Three-Pillar Data Flow
┌──────────────┐ ┌──────────────┐ ┌──────────────┐
│ DEFINE │ │ ROUTE │ │ GOVERN │
│ (Engram) │ │ (Gateway) │ │ (Vouch) │
│ │ │ │ │ │
│ Skills │ │ Auto-route │ │ Trust scores │
│ Harnesses │────>│ Model policy │<--->│ ISC signals │
│ ISC runtime │ │ Budget caps │ │ Usage signals│
│ Export format │ │ Audit logs │ │ Anomaly flags│
│ │ │ Agent API │ │ Performance │
└──────┬───────┘ └──────┬───────┘ └──────┬───────┘
│ │ │
│ ISC results │ Usage records │
└───────────────────>│<────────────────────┘
│
Trust score feeds
back to Gateway
access controlEach pillar is independently deployable. An organization can use only the skill framework with any inference provider, only the gateway with agents built on any framework, or only the governance system with any infrastructure. The full value emerges when all three are connected, but no pillar requires the others.
ISC-to-Governance Signal Flow
ISC results are emitted as structured events consumed by the governance system to inform trust scoring:
{
"agentId": "rc-advocate",
"taskId": "daily-community-scan",
"timestamp": "2026-03-05T12:00:00Z",
"criteriaTotal": 8,
"criteriaPassed": 7,
"criteriaFailed": 1,
"antiCriteriaViolated": 0,
"circuitBreakersTriggered": 0,
"criteriaEvolutionDelta": 2,
"shipGatePassed": false,
"failedCriteria": [
"ISC-C3: Community response posted within 1 hour"
]
}Configuration-Over-Customization Scaling
The entire platform serves organizations of any size through configuration rather than custom code.
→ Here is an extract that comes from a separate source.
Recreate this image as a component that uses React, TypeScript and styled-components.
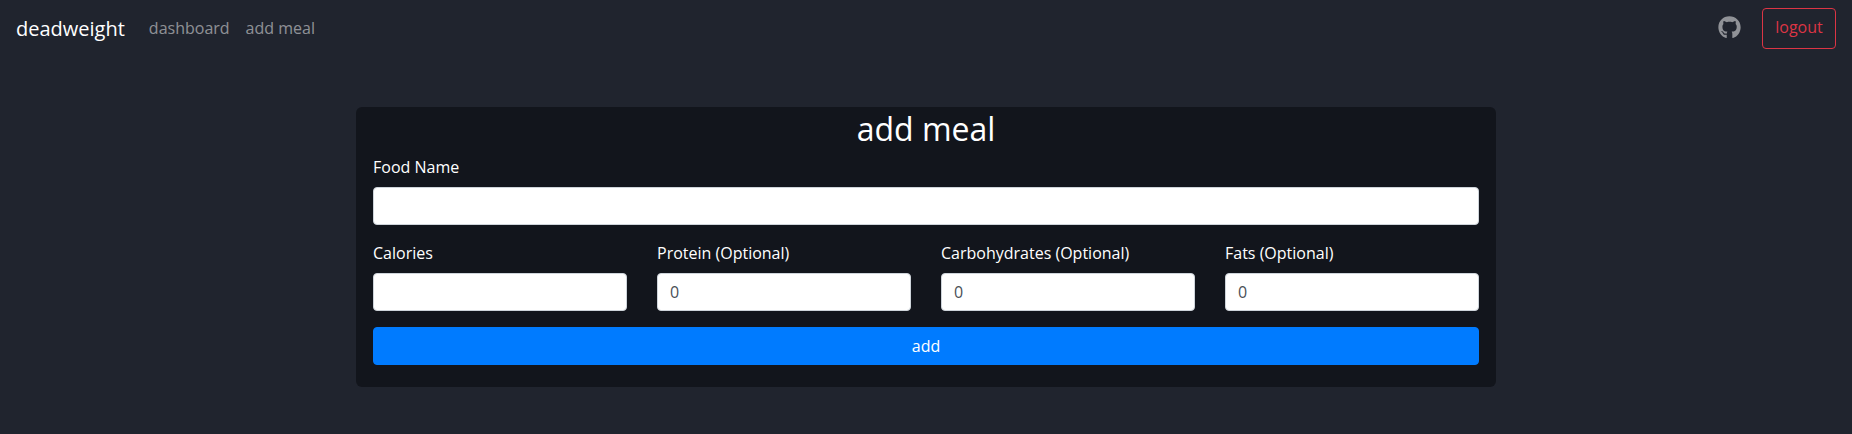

The per-agent configuration surface fits in a single JSON record:
{
"pubkey": "hex-encoded-public-key",
"agentId": "customer-support-bot",
"name": "Customer Support Agent",
"createdAt": "2026-03-05T00:00:00Z",
"tier": "standard",
"models": [
"anthropic/claude-haiku-4-5",
"anthropic/claude-sonnet-4"
],
"defaultModel": "anthropic/claude-haiku-4-5",
"budget": {
"maxSats": 50000,
"periodDays": 30
}
}Scaling from 1 agent to 10,000 agents requires creating 9,999 more records of this shape. No code changes, no architectural changes, no additional infrastructure. The gateway, governance system, and skill framework all reference this same configuration surface.
Solo Developer
One agent identity, one skill, no budget cap. Same codebase, same APIs, same architecture.
Enterprise
Hundreds of agent identities with role-specific model allowlists, departmental budgets, and compliance-grade audit trails. Configuration data is the only variable.
Novel Contributions
The following aspects are believed to be novel as of the filing date:
- Ideal State Criteria as a runtime primitive for AI agent quality assurance, with automatic generation from task descriptions, continuous tracking at phase boundaries, and verification-gated completion
- Circuit breaker anti-criteria that automatically halt agent execution when predefined failure patterns are detected, requiring explicit human approval to resume
- ISC evolution tracking that captures how task understanding changes during execution, enabling meta-learning about initial criterion generation quality
- Ship gate verification as a mandatory final quality check before any agent implementation is marked complete
- ISC compliance as a signal consumed by external governance systems to inform trust scoring and access control decisions, creating a quality-to-privilege feedback loop
- A three-pillar agent operating system architecture (Define, Route, Govern) where each pillar is independently deployable but produces emergent value when connected
- Configuration-over-customization scaling where the same codebase and architecture serves solo developers through enterprise organizations with configuration data as the only variable
- Closed-loop agent governance where quality metrics (ISC) and usage metrics (inference gateway) both feed trust scoring that in turn controls agent operational privileges
Prior Art Established
| Date | Artifact |
|---|---|
| Feb 23, 2026 | Defensive Disclosure PL-DD-2026-001: Economic Trust Staking for AI Model Inference APIs (establishes staking, vouching, and slashing primitives) |
| Feb 24, 2026 | Defensive Disclosure PL-DD-2026-002: Economic Accountability Layer for AI Agent Tool-Use Protocol Governance (establishes tool-use governance with economic consequences) |
| Mar 4, 2026 | Defensive Disclosure PL-DD-2026-003: Trust-Gated Inference Gateway for Multi-Provider AI Agent Infrastructure (establishes gateway architecture with trust-tiered access control) |
| Feb 22, 2026 | Vouch Agent SDK and API deployed with Nostr identity, NIP-98 auth, and trust scoring |
| Mar 4, 2026 | Vouch Gateway deployed at gateway.percival-labs.ai with trust-tiered rate limiting and anomaly detection |
| 2025–2026 | Continuous git commit history documenting ISC methodology development and three-pillar architecture evolution |